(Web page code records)
## start

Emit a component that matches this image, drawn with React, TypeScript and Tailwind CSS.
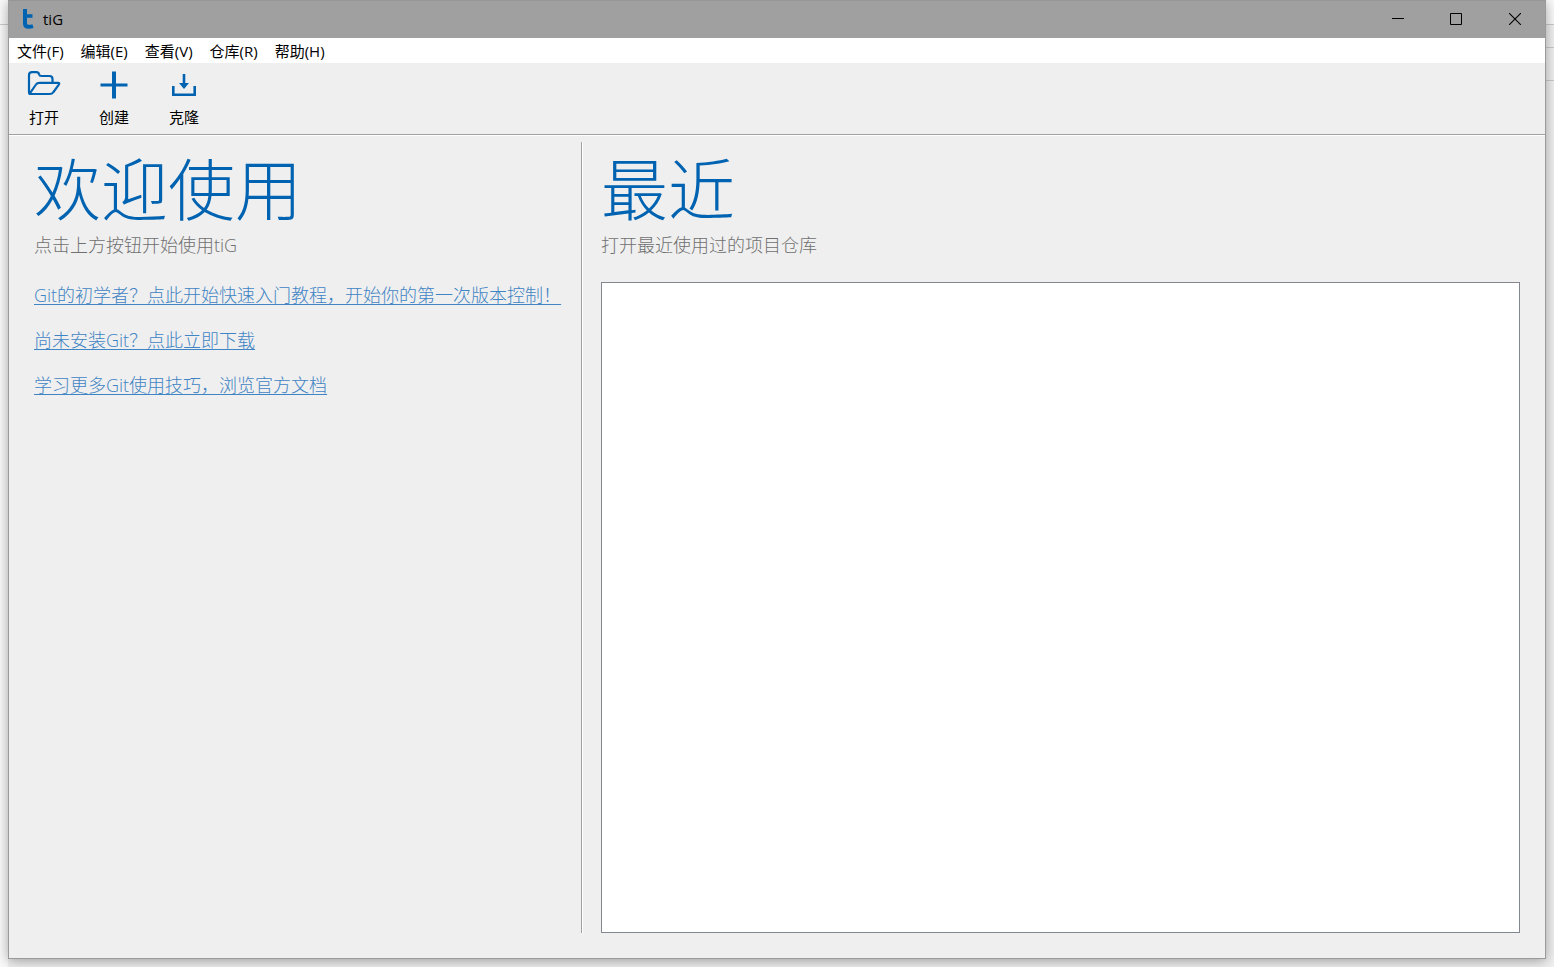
import React from 'react';

interface ToolButtonProps {
  label: string;
  children: React.ReactNode;
}

interface PanelTitleProps {
  title: string;
  subtitle: string;
}

const menus = ['文件(F)', '编辑(E)', '查看(V)', '仓库(R)', '帮助(H)'];

const links = [
  'Git的初学者？点此开始快速入门教程，开始你的第一次版本控制！',
  '尚未安装Git？点此立即下载',
  '学习更多Git使用技巧，浏览官方文档',
];

const ToolButton: React.FC<ToolButtonProps> = ({ label, children }) => (
  <button type="button" className="flex w-[70px] flex-col items-center">
    <span className="flex h-11 items-center">{children}</span>
    <span className="text-[15px] leading-5 text-black">{label}</span>
  </button>
);

const PanelTitle: React.FC<PanelTitleProps> = ({ title, subtitle }) => (
  <header className="pt-[3px]">
    <h1 className="text-[67px] leading-[88px] font-light text-[#0063b1]">{title}</h1>
    <p className="text-lg leading-6 font-light text-[#707070]">{subtitle}</p>
  </header>
);

const TitleBar = () => (
  <div className="flex h-[38px] shrink-0 items-start justify-between border-t border-[#969696] bg-[#a0a0a0]">
    <div className="flex h-9 items-center gap-2 pl-3">
      <svg width="14" height="22" viewBox="0 0 14 22" fill="none" stroke="#0063b1" strokeWidth="4" aria-hidden="true">
        <path d="M4 1V15.5Q4 18.8 7.5 18.8Q10 18.8 12 18.2" strokeLinejoin="round" />
        <path d="M2 8H11.5" strokeWidth="3.5" />
      </svg>
      <span className="text-[15px] leading-5 text-black">tiG</span>
    </div>
    <div className="flex h-9">
      <button type="button" aria-label="最小化" className="flex w-[58px] items-center justify-center">
        <svg width="12" height="12" viewBox="0 0 12 12" stroke="#000">
          <path d="M0 5.5H12" />
        </svg>
      </button>
      <button type="button" aria-label="最大化" className="flex w-[58px] items-center justify-center">
        <svg width="12" height="12" viewBox="0 0 12 12" fill="none" stroke="#000">
          <path d="M.5 .5H11.5V11.5H.5Z" />
        </svg>
      </button>
      <button type="button" aria-label="关闭" className="flex w-[60px] items-center justify-center">
        <svg width="12" height="12" viewBox="0 0 12 12" stroke="#000" strokeWidth="1.1">
          <path d="M0 0L12 12M12 0L0 12" />
        </svg>
      </button>
    </div>
  </div>
);

const MenuBar = () => (
  <nav className="flex h-[25px] shrink-0 items-center gap-px bg-white">
    {menus.map((item) => (
      <button key={item} type="button" className="px-2 text-[15px] leading-5 text-black">
        {item}
      </button>
    ))}
  </nav>
);

const Toolbar = () => (
  <div className="flex h-[72px] shrink-0 items-start border-b border-[#a0a0a0]">
    <ToolButton label="打开">
      <svg width="34" height="28" viewBox="0 0 34 28" fill="none" stroke="#0063b1" strokeWidth="2.2" strokeLinejoin="round">
        <path d="M3 23Q2 23 2 21V4Q2 1.2 5 1.2H9.5Q11.5 1.2 12 3.2Q12.5 5 14.5 5H22.5Q25.5 5 25.5 8V11.5" />
        <path d="M3 22.2L9 13.5Q10 11.8 12.5 11.8H31Q33 11.8 31.8 13.6L26.5 21Q25.2 23 22.5 23H4.5Q2.5 23 3 22.2Z" />
      </svg>
    </ToolButton>
    <ToolButton label="创建">
      <svg width="28" height="28" viewBox="0 0 28 28" stroke="#0063b1" strokeWidth="4">
        <path d="M14 0.5V27.5" />
        <path d="M0.5 14H27.5" strokeWidth="3" />
      </svg>
    </ToolButton>
    <ToolButton label="克隆">
      <svg width="24" height="22" viewBox="0 0 24 22" fill="none" stroke="#0063b1" strokeWidth="2.6">
        <path d="M1.3 12V20.7H22.7V12" />
        <path d="M12 0V12" />
        <path d="M7 9H17L12 15Z" fill="#0063b1" stroke="none" />
      </svg>
    </ToolButton>
  </div>
);

export default function App() {
  return (
    <div className="flex h-screen overflow-hidden bg-[#f0f0f0] font-['Open_Sans','Noto_Sans_CJK_SC',sans-serif]">
      {/* slivers of the window behind */}
      <div className="w-2 shrink-0 bg-[#fafafa]">
        <div className="h-[25px] border-b border-[#cccccc]" />
      </div>
      <div className="z-10 mb-2 flex min-w-0 flex-1 flex-col border-x border-b border-[#9a9a9a] bg-[#efefef] shadow-[0_2px_12px_rgba(0,0,0,0.35)]">
        <TitleBar />
        <MenuBar />
        <Toolbar />
        <main className="grid min-h-0 flex-1 grid-cols-[572fr_964fr] border-t border-white pt-[6px] pb-[25px]">
          <section className="pl-[25px]">
            <PanelTitle title="欢迎使用" subtitle="点击上方按钮开始使用tiG" />
            <div className="flex flex-col items-start gap-[21px] pt-[26px]">
              {links.map((text) => (
                <a
                  key={text}
                  href="#"
                  className="text-lg leading-6 font-light whitespace-nowrap text-[#3f84c4] underline decoration-1 underline-offset-2"
                >
                  {text}
                </a>
              ))}
            </div>
          </section>
          <section className="flex flex-col border-l border-[#a0a0a0] pr-[25px] pl-[19px] shadow-[inset_1px_0_0_#ffffff]">
            <PanelTitle title="最近" subtitle="打开最近使用过的项目仓库" />
            <div className="mt-[25px] flex-1 border border-[#828790] bg-white" />
          </section>
        </main>
      </div>
      <div className="w-2 shrink-0 bg-[#f0f0f0]">
        <div className="h-[25px] border-b border-[#cccccc] bg-[#fafafa]" />
        <div className="h-[23px] border-b border-[#cccccc]" />
        <div className="h-[33px] border-b border-[#cccccc]" />
      </div>
    </div>
  );
}
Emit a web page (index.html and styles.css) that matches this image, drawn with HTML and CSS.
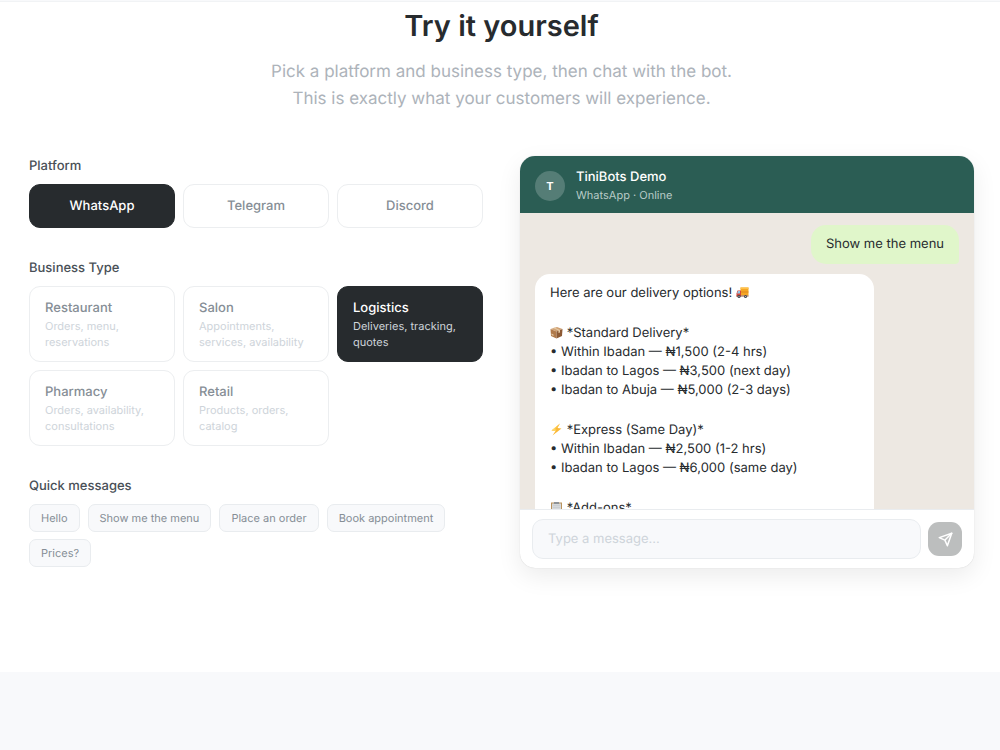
FILE: index.html
```html
<!DOCTYPE html>
<html lang="en">
<head>
    <meta charset="utf-8">
    <meta name="viewport" content="width=device-width, initial-scale=1">
    <title>TiniBots Demo</title>
    <link rel="stylesheet" href="styles.css">
</head>
<body>

<section class="demo">
  <h2>Try it yourself</h2>
  <p class="intro">Pick a platform and business type, then chat with the bot.<br>This is exactly what your customers will experience.</p>

  <div class="columns">
    <div class="options">
      <div class="group">
        <h3>Platform</h3>
        <div class="grid">
          <button type="button" class="platform active">WhatsApp</button>
          <button type="button" class="platform">Telegram</button>
          <button type="button" class="platform">Discord</button>
        </div>
      </div>

      <div class="group">
        <h3>Business Type</h3>
        <div class="grid">
          <button type="button" class="business"><span class="name">Restaurant</span><span class="desc">Orders, menu, reservations</span></button>
          <button type="button" class="business"><span class="name">Salon</span><span class="desc">Appointments, services, availability</span></button>
          <button type="button" class="business active"><span class="name">Logistics</span><span class="desc">Deliveries, tracking, quotes</span></button>
          <button type="button" class="business"><span class="name">Pharmacy</span><span class="desc">Orders, availability, consultations</span></button>
          <button type="button" class="business"><span class="name">Retail</span><span class="desc">Products, orders, catalog</span></button>
        </div>
      </div>

      <div class="group">
        <h3>Quick messages</h3>
        <div class="chips">
          <button type="button" class="chip">Hello</button>
          <button type="button" class="chip">Show me the menu</button>
          <button type="button" class="chip">Place an order</button>
          <button type="button" class="chip">Book appointment</button>
          <button type="button" class="chip">Prices?</button>
        </div>
      </div>
    </div>

    <div class="chat">
      <div class="chat-header">
        <div class="avatar">T</div>
        <div>
          <div class="chat-name">TiniBots Demo</div>
          <div class="chat-status">WhatsApp · Online</div>
        </div>
      </div>

      <div class="messages">
        <div class="bubble user">Show me the menu</div>
        <div class="bubble bot">
          <p>Here are our delivery options!
            <svg class="emoji" viewBox="0 0 26 26" aria-hidden="true">
              <path d="M9 3h16v16H9z" fill="#f5a623"/>
              <path d="M9 3h16v3H9z" fill="#ffc14a"/>
              <path d="M9 11h16v2H9z" fill="#dd8620"/>
              <path d="M3 9h7v12H1v-6z" fill="#d8473a"/>
              <path d="M4 10h4v5H2z" fill="#8fc7e8"/>
              <path d="M1 19h24v2H1z" fill="#8b4b36"/>
              <circle cx="6" cy="21" r="3" fill="#40464d"/>
              <circle cx="19" cy="21" r="3" fill="#40464d"/>
              <circle cx="6" cy="21" r="1" fill="#cfd3d7"/>
              <circle cx="19" cy="21" r="1" fill="#cfd3d7"/>
            </svg></p>
          <p><svg class="emoji" viewBox="0 0 26 26" aria-hidden="true">
              <path d="M1 6l13-4 11 4-12 5z" fill="#d0a173"/>
              <path d="M1 6l12 5v14L2 20z" fill="#b07a4b"/>
              <path d="M25 6l-12 5v14l11-5z" fill="#8d5a34"/>
              <path d="M6 4l3-1 11 5v5l-3 1V9z" fill="#e5c9a4"/>
              <path d="M3 15l4 2v3l-4-2z" fill="#e5c9a4"/>
            </svg> *Standard Delivery*<br>
            • Within Ibadan — ₦1,500 (2-4 hrs)<br>
            • Ibadan to Lagos — ₦3,500 (next day)<br>
            • Ibadan to Abuja — ₦5,000 (2-3 days)</p>
          <p><svg class="emoji" viewBox="0 0 26 26" aria-hidden="true">
              <path d="M20 1L3 15l8 1-6 9 18-14-8-1z" fill="#fbb836"/>
              <path d="M20 1L3 15l8 1 2-3H9z" fill="#ffd968"/>
            </svg> *Express (Same Day)*<br>
            • Within Ibadan — ₦2,500 (1-2 hrs)<br>
            • Ibadan to Lagos — ₦6,000 (same day)</p>
          <p><svg class="emoji" viewBox="0 0 26 26" aria-hidden="true">
              <path d="M2 3h22v23H2z" fill="#b9925c"/>
              <path d="M4 5h18v20H4z" fill="#d5d8db"/>
              <path d="M6 9h14v1H6zM6 13h14v1H6zM6 17h14v1H6z" fill="#c0c4c8"/>
              <path d="M8 2h10v4H8z" fill="#8d9297"/>
            </svg> *Add-ons*</p>
        </div>
      </div>

      <form class="composer">
        <input type="text" aria-label="Message" placeholder="Type a message...">
        <button type="button" class="send" aria-label="Send" disabled>
          <svg viewBox="0 0 24 24" fill="none" stroke="currentColor" stroke-width="2.4" stroke-linecap="round" stroke-linejoin="round">
            <path d="M22 2L12 12"/>
            <path d="M22 2l-7 20-4-9-9-4z"/>
          </svg>
        </button>
      </form>
    </div>
  </div>
</section>

</body>
</html>
```
FILE: styles.css
```css
* {
  box-sizing: border-box;
  margin: 0;
  padding: 0;
}
body {
  background-color: #f8f9fb;
  font-family: Inter, "Liberation Sans", sans-serif;
  text-rendering: geometricPrecision;
  color: #272b2e;
}
button, input {
  font-family: inherit;
  text-rendering: inherit;
}
button {
  cursor: pointer;
}
.demo {
  margin-top: 1px;
  padding: 6px 26px 104px 29px;
  border-top: 1px solid #f1f3f5;
  background-color: white;
}
h2 {
  font-size: 29px;
  font-weight: 600;
  line-height: 36px;
  text-align: center;
}
.intro {
  margin-top: 15px;
  font-size: 17px;
  line-height: 27px;
  text-align: center;
  color: #adb3ba;
}
.columns {
  display: grid;
  grid-template-columns: 1fr 1fr;
  gap: 37px;
  margin-top: 43px;
  align-items: start;
}

/* left column */
.options {
  display: flex;
  flex-direction: column;
  gap: 30px;
}
h3 {
  margin-bottom: 8px;
  font-size: 13px;
  font-weight: 500;
  line-height: 20px;
  color: #495057;
}
.grid {
  display: grid;
  grid-template-columns: repeat(3, 1fr);
  gap: 8px;
}
.platform, .business {
  border: 1px solid #eceef0;
  border-radius: 11px;
  background-color: white;
  color: #868e96;
  font-size: 13px;
  font-weight: 500;
}
.platform {
  height: 44px;
}
.business {
  padding: 11px 15px;
  text-align: left;
}
.name, .desc {
  display: block;
}
.name {
  line-height: 20px;
}
.desc {
  font-size: 11px;
  font-weight: 400;
  line-height: 16px;
  color: #ced4da;
}
.active {
  border-color: #272b2e;
  background-color: #272b2e;
  color: white;
}
.active .desc {
  color: #ced4da;
}
.chips {
  display: flex;
  flex-wrap: wrap;
  gap: 7px 8px;
}
.chip {
  padding: 5px 11px;
  border: 1px solid #e9ecef;
  border-radius: 7px;
  background-color: #f8f9fb;
  color: #868e96;
  font-size: 11px;
  line-height: 16px;
}

/* chat window */
.chat {
  overflow: hidden;
  border-radius: 15px;
  background-color: white;
  box-shadow: 0 0 1px rgba(0,0,0,0.2), 0 8px 24px rgba(0,0,0,0.08);
}
.chat-header {
  display: flex;
  align-items: center;
  gap: 11px;
  padding: 11px 15px 9px;
  background-color: #2b5d54;
  color: white;
}
.avatar {
  width: 30px;
  height: 30px;
  border-radius: 50%;
  background-color: #557d76;
  font-size: 11px;
  font-weight: 700;
  line-height: 30px;
  text-align: center;
}
.chat-name {
  font-size: 13px;
  font-weight: 500;
  line-height: 20px;
}
.chat-status {
  font-size: 11px;
  line-height: 17px;
  color: #b8cbc7;
}
.messages {
  display: flex;
  flex-direction: column;
  gap: 10px;
  height: 296px;
  padding: 12px 15px;
  overflow: hidden;
  background-color: #ede8e2;
}
.bubble {
  flex-shrink: 0;
  padding: 10px 15px;
  border-radius: 15px;
  font-size: 13px;
  line-height: 19px;
}
.user {
  align-self: flex-end;
  border-bottom-right-radius: 4px;
  background-color: #e0f6ca;
}
.bot {
  width: 80%;
  border-bottom-left-radius: 4px;
  background-color: white;
}
.bot p + p {
  margin-top: 21px;
}
.emoji {
  width: 13px;
  height: 13px;
  vertical-align: -2px;
}
.composer {
  display: flex;
  align-items: center;
  gap: 7px;
  padding: 9px 12px;
  border-top: 1px solid #e9ecef;
}
.composer input {
  flex: 1;
  min-width: 0;
  height: 40px;
  padding: 0 15px;
  border: 1px solid #e9ecef;
  border-radius: 11px;
  background-color: #f8f9fb;
  font-size: 13px;
}
.composer input::placeholder {
  color: #ced4da;
}
.send {
  display: flex;
  align-items: center;
  justify-content: center;
  width: 34px;
  height: 34px;
  border: none;
  border-radius: 11px;
  background-color: #bcbebe;
  color: white;
}
.send svg {
  width: 15px;
  height: 15px;
}

@media (max-width: 700px) {
  .columns {
    grid-template-columns: 1fr;
  }
}
```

## end

## Stated problem
Exactly and only the lines from the top of the records down to the line containing "const menus = ['文件(F)', '编辑(E)', '查看(V)', '仓库(R)', '帮助(H)'];" should be transcribed, please, without the pictures.

## Task response
Emit a component that matches this image, drawn with React, TypeScript and Tailwind CSS.
import React from 'react';

interface ToolButtonProps {
  label: string;
  children: React.ReactNode;
}

interface PanelTitleProps {
  title: string;
  subtitle: string;
}

const menus = ['文件(F)', '编辑(E)', '查看(V)', '仓库(R)', '帮助(H)'];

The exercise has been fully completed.